When dealing with a ventriloquist show, director Heinreich Reisenhofer has learnt to direct the puppet and the ventriloquist as separate entities.

“When we’re working on conceiving the show, essentially Conrad (Koch) and I work together. But when we’re working on the floor I have to speak to Chester – which is a bit difficult when you’re in a restaurant and you’re talking through the show,” he said.

“It’s like there’s three people at the table, but I’ve gotten over it.

“It’s bizarre being with somebody who is more than one person at the same time and you have to talk to each of them,” Reisenhofer explained about working on the new show with comedian Conrad Koch.

Chester Missing’s appearances on Loyiso Gola’s Late Nite News on e.tv and the ZA News Network has netted him his own following, so it comes as a surprise to some when they realise there is a real person with his arm up the puppet’s backside.

Reisenhofer, however, is more astounded by how highly refined the discipline of ventriloquism is.

“I don’t think people realise how much of a discipline it is to talk with your mouth closed.
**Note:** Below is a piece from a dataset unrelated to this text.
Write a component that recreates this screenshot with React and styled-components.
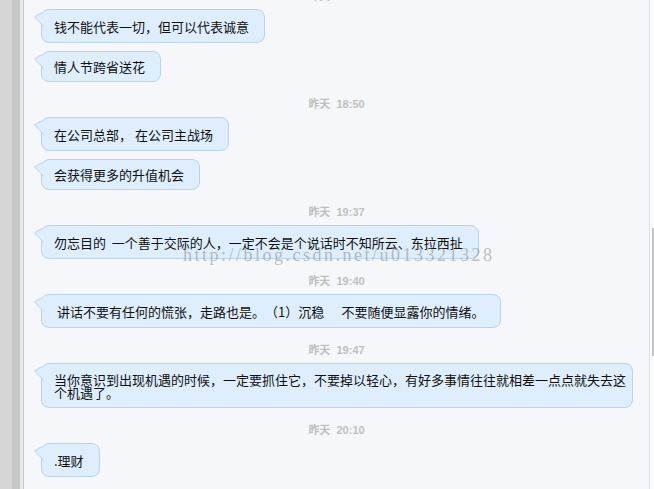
import styled, { createGlobalStyle } from "styled-components";

const messages = [
    { time: "昨天  18:49", items: ["钱不能代表一切，但可以代表诚意", "情人节跨省送花"] },
    { time: "昨天  18:50", items: ["在公司总部， 在公司主战场", "会获得更多的升值机会"] },
    { time: "昨天  19:37", items: ["勿忘目的  一个善于交际的人，一定不会是个说话时不知所云、东拉西扯"] },
    { time: "昨天  19:40", items: [" 讲话不要有任何的慌张，走路也是。（1）沉稳      不要随便显露你的情绪。"] },
    { time: "昨天  19:47", items: ["当你意识到出现机遇的时候，一定要抓住它，不要掉以轻心，有好多事情往往就相差一点点就失去这个机遇了。"], wrap: true },
    { time: "昨天  20:10", items: [".理财"] },
];

function Tail() {
    return (
        <TailSvg viewBox="0 0 10 15" width="10" height="15">
            <path d="M10 0 Q5 1.5 0.5 5 Q5 9 10 15 Z" fill="#deeefc" />
            <path d="M9.5 0.5 Q5 1.5 0.5 5 Q5 9 9.5 14.5" fill="none" stroke="#b9d3ec" strokeWidth="1" />
        </TailSvg>
    );
}

function App() {
    return (
        <>
            <GlobalStyle />
            <Page>
                <Gutter />
                <Chat>
                    <List>
                        {messages.map((group) => (
                            <Group key={group.time}>
                                <Time>{group.time}</Time>
                                {group.items.map((text, i) => (
                                    <Bubble key={i} $tight={i > 0} $wrap={group.wrap}>
                                        <Tail />
                                        {text}
                                    </Bubble>
                                ))}
                            </Group>
                        ))}
                    </List>
                    <Watermark>http://blog.csdn.net/u013321328</Watermark>
                </Chat>
                <Track>
                    <Thumb />
                </Track>
            </Page>
        </>
    );
}

const GlobalStyle = createGlobalStyle`
    body {
        margin: 0;
        background: #f5f7fa;
        overflow: hidden;
    }
`

const Page = styled.div`
    display: flex;
    width: 654px;
    height: 489px;
    overflow: hidden;
    background: #f5f7fa;
`

const Gutter = styled.div`
    flex: 0 0 23px;
    border-right: 1px solid #c9c9c9;
    background: linear-gradient(to right, #d6d6d6 0 12px, #c7c7c7 12px 20px, #e7e7e7 20px 23px);
`

const Chat = styled.div`
    position: relative;
    flex: 1;
    overflow: hidden;
`

const List = styled.div`
    display: flex;
    flex-direction: column;
    margin-top: -14px;
    padding-left: 17px;
`

const Group = styled.div`
    display: flex;
    flex-direction: column;
    align-items: flex-start;
    gap: 8px;

    & + & {
        margin-top: 12px;
    }
`

const Time = styled.div`
    align-self: stretch;
    height: 20px;
    margin-bottom: -5px;
    margin-left: -17px;
    line-height: 20px;
    text-align: center;
    white-space: pre;
    font-family: "Liberation Sans", "Noto Sans CJK SC", sans-serif;
    font-size: 11px;
    font-weight: 700;
    color: #c0c0c0;
`

const pad = (p) => {
    if (p.$wrap) return "9px 6px 8px 12px";
    if (p.$tight) return "8px 15px 8px 12px";
    return "10px 15px 9px 12px";
};

const Bubble = styled.div`
    position: relative;
    box-sizing: border-box;
    max-width: 592px;
    padding: ${pad};
    background: #deeefc;
    border: 1px solid #b9d3ec;
    border-radius: 8px;
    font-family: "Noto Sans CJK SC", "Liberation Sans", sans-serif;
    font-size: 13px;
    line-height: 13px;
    color: #111111;
    white-space: pre-wrap;
    text-spacing-trim: space-all;
`

const TailSvg = styled.svg`
    position: absolute;
    left: -8px;
    top: 2px;
    display: block;
`

const Watermark = styled.div`
    position: absolute;
    left: 159px;
    top: 246px;
    font-family: "Liberation Serif", serif;
    font-size: 18px;
    line-height: 18px;
    letter-spacing: 2.5px;
    color: rgba(130, 130, 130, 0.5);
    pointer-events: none;
`

const Track = styled.div`
    flex: 0 0 4px;
    box-sizing: border-box;
    padding: 228px 0 0 2px;
    border-left: 1px solid #e0e0e0;
    background: #fbfbfb;
`

const Thumb = styled.div`
    width: 2px;
    height: 128px;
    background: #c4c4c4;
`

export default App;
All the placement of consonants and vowels are different to the way we speak. So there’s a whole technical arrangement in the preparation, and I think what makes Conrad such a unique ventriloquist is his ability to improvise.
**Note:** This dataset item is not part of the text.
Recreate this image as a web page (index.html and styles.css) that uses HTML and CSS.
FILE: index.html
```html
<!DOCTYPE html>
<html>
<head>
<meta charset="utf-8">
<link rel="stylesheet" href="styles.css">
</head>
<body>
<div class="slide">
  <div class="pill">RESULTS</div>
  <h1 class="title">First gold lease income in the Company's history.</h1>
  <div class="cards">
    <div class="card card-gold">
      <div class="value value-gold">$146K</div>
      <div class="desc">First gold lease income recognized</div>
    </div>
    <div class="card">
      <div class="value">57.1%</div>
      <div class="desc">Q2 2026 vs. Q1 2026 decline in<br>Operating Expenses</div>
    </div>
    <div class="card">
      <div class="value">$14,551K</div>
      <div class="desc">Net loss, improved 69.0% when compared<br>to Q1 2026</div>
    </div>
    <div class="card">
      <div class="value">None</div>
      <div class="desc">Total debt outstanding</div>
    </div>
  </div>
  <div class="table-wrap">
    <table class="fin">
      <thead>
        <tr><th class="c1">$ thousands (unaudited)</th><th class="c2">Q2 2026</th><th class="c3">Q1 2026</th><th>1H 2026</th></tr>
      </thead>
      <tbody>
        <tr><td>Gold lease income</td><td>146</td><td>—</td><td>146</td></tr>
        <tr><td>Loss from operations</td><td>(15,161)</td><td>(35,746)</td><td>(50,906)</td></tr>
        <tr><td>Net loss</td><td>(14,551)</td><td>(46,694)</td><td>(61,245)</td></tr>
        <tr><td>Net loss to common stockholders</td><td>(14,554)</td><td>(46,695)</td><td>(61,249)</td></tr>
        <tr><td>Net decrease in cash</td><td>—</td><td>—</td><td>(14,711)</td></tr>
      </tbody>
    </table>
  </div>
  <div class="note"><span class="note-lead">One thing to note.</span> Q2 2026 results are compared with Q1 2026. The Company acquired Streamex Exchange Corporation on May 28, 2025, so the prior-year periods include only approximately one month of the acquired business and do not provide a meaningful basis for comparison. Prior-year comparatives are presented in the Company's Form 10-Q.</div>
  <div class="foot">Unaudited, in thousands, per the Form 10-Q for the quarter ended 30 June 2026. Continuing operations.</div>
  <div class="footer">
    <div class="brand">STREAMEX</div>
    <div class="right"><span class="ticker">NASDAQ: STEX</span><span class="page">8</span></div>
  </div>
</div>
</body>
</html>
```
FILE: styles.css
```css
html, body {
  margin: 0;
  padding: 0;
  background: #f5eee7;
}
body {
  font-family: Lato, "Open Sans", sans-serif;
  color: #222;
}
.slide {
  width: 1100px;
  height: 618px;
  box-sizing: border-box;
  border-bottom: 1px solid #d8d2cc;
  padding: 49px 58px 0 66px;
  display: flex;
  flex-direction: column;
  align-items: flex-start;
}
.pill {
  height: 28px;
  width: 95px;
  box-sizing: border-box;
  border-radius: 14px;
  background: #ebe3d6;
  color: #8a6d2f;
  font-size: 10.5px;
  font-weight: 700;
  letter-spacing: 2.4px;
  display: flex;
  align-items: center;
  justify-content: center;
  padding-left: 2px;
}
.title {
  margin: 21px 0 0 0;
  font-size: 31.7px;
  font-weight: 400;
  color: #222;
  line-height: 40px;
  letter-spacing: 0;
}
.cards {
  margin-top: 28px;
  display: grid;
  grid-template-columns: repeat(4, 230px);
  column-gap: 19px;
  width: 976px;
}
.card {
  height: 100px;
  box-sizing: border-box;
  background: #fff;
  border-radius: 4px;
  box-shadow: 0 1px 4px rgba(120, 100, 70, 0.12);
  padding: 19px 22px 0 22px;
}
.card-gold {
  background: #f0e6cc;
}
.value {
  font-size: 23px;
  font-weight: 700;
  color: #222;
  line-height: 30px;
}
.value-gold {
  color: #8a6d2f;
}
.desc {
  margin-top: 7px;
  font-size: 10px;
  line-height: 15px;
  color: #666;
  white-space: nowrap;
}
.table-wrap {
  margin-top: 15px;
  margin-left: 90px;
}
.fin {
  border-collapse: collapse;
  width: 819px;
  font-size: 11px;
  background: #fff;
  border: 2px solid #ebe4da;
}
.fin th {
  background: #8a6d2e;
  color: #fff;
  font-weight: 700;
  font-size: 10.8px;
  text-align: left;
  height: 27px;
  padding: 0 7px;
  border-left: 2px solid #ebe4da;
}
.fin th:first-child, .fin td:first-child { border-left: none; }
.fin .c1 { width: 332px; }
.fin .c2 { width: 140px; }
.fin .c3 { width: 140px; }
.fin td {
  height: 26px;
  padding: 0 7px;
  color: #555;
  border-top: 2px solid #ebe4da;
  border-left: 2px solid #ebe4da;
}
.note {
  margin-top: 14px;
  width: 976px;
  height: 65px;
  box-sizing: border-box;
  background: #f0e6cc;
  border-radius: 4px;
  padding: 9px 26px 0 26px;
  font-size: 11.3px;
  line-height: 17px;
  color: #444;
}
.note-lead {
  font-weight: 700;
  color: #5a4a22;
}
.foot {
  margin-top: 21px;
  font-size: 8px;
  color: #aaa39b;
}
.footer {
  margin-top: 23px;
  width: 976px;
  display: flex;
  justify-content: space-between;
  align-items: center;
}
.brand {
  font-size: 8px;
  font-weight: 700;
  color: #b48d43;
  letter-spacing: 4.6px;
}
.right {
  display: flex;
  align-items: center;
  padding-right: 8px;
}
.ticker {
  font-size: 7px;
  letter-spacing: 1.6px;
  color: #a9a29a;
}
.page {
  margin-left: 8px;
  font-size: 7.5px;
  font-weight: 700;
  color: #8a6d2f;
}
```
“He’ll change in response to an audience and that’s why he’s one of the best comedians in the country. He’s incredibly sharp with those comebacks.
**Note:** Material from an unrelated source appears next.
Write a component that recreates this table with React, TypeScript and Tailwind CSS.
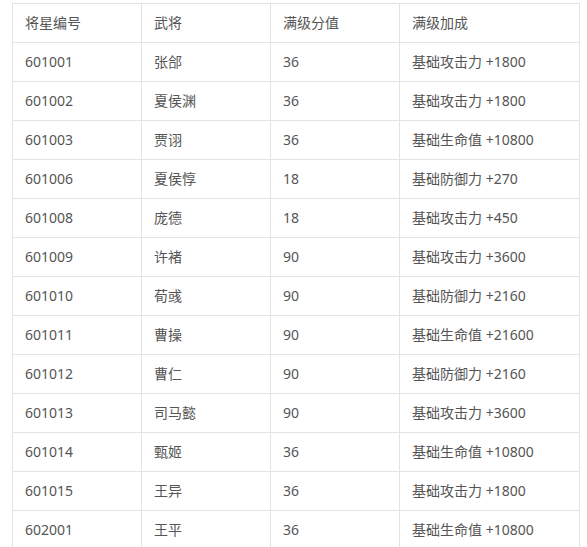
const rows: [string, string, string, string][] = [
  ["601001", "张郃", "36", "基础攻击力 +1800"],
  ["601002", "夏侯渊", "36", "基础攻击力 +1800"],
  ["601003", "贾诩", "36", "基础生命值 +10800"],
  ["601006", "夏侯惇", "18", "基础防御力 +270"],
  ["601008", "庞德", "18", "基础攻击力 +450"],
  ["601009", "许褚", "90", "基础攻击力 +3600"],
  ["601010", "荀彧", "90", "基础防御力 +2160"],
  ["601011", "曹操", "90", "基础生命值 +21600"],
  ["601012", "曹仁", "90", "基础防御力 +2160"],
  ["601013", "司马懿", "90", "基础攻击力 +3600"],
  ["601014", "甄姬", "36", "基础生命值 +10800"],
  ["601015", "王异", "36", "基础攻击力 +1800"],
  ["602001", "王平", "36", "基础生命值 +10800"],
];

const headers = ["将星编号", "武将", "满级分值", "满级加成"];

export default function App() {
  return (
    <div
      className="bg-white w-[587px] h-[547px] overflow-hidden pt-[3px] pl-[12px]"
      style={{ fontFamily: '"Noto Sans", "Noto Sans CJK SC", sans-serif' }}
    >
      <table className="border-collapse w-[568px] table-fixed text-[14px] text-[#555]">
        <colgroup>
          <col className="w-[129px]" />
          <col className="w-[129px]" />
          <col className="w-[129px]" />
          <col />
        </colgroup>
        <thead>
          <tr className="h-[39px]">
            {headers.map((h) => (
              <th
                key={h}
                className="border border-[#e3e3e3] px-[12px] text-left font-normal leading-none"
              >
                {h}
              </th>
            ))}
          </tr>
        </thead>
        <tbody>
          {rows.map((r) => (
            <tr key={r[0]} className="h-[39px]">
              {r.map((c, i) => (
                <td key={i} className="border border-[#e3e3e3] px-[12px] leading-none">
                  {c}
                </td>
              ))}
            </tr>
          ))}
        </tbody>
      </table>
    </div>
  );
}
“He doesn’t always have control of the comebacks, so sometimes his comebacks get him into trouble. That’s why Chester is amazing, Chester is the foot he can put in it and get away with it.

“It’s the metaphor of what ventriloquism is, this persona that gets the person into trouble,” said the Capetonian director.

The fact that it is the puppet getting all in your face does help to defuse the situation. Most of the time.

Reisenhofer thinks the reason politicians let their guard down around Chester and engage with him is that they relax because they don’t think of the puppet as wanting something from them.

“The irony is, even if Chester gets heated up, they still talk to Chester. They buy into it completely.

“There’s something disarming about a puppet, maybe because it’s a small person, maybe because it’s a funny person,” Reisenhofer explained.

The director thinks people may also just want to show their fun side.

“It’s like letting the fool play with you, the fool in the court. It’s different if someone is engaging you through sarcasm, or criticising you… so, there’s a playfulness to it.”

This new theatre show is called The Chester Missing Roadshow because “Chester has taken over. He’s taken over Conrad’s life, he’s taken over our lives.”

Koch has been doing a lot of corporate work with Chester, and the most recent theatre show they did together – Puppet Asylum – was ambitious in that they tried hard to be different with a scripted narrative and a set.

The Roadshow is a return to the basic concept of a ventriloquist going on the road with his puppets, interacting with the puppets (and the audience), and in this case elaborating on Chester’s story.

“Who Chester is has become such a high-profile conversation and Conrad has also developed a huge amount of confidence in what he’s saying, so it’s just to bring out that,” said Reisenhofer.

“It really is a living conversation. There are thousands of people who talk to Chester on Twitter, including politicians. I think the opportunity with the show is to bring that conversation to the audience.”

Part of the conversation will also revolve around race dynamics.

“Very politicised people in Joburg started firing on Conrad when they discovered that there was a white guy behind the puppet.

“It’s bizarre, nobody wanted to think about it because in tv land Chester is a puppet, it’s puppetry. In the theatre world, it’s ventriloquism. It’s two very different things.

“There are lot of people whose first association is Chester alone. That could also be why a lot of the politicians don’t see Conrad, because they don’t see him on television.

“He will definitely talk about it, because it’s the bone of contention between Chester and Conrad.”

• The Chester Missing Roadshow is on at the Baxter’s Golden Arrow Theatre from Thursday to February 23. R130 at Computicket. The show has a PG13 age restriction.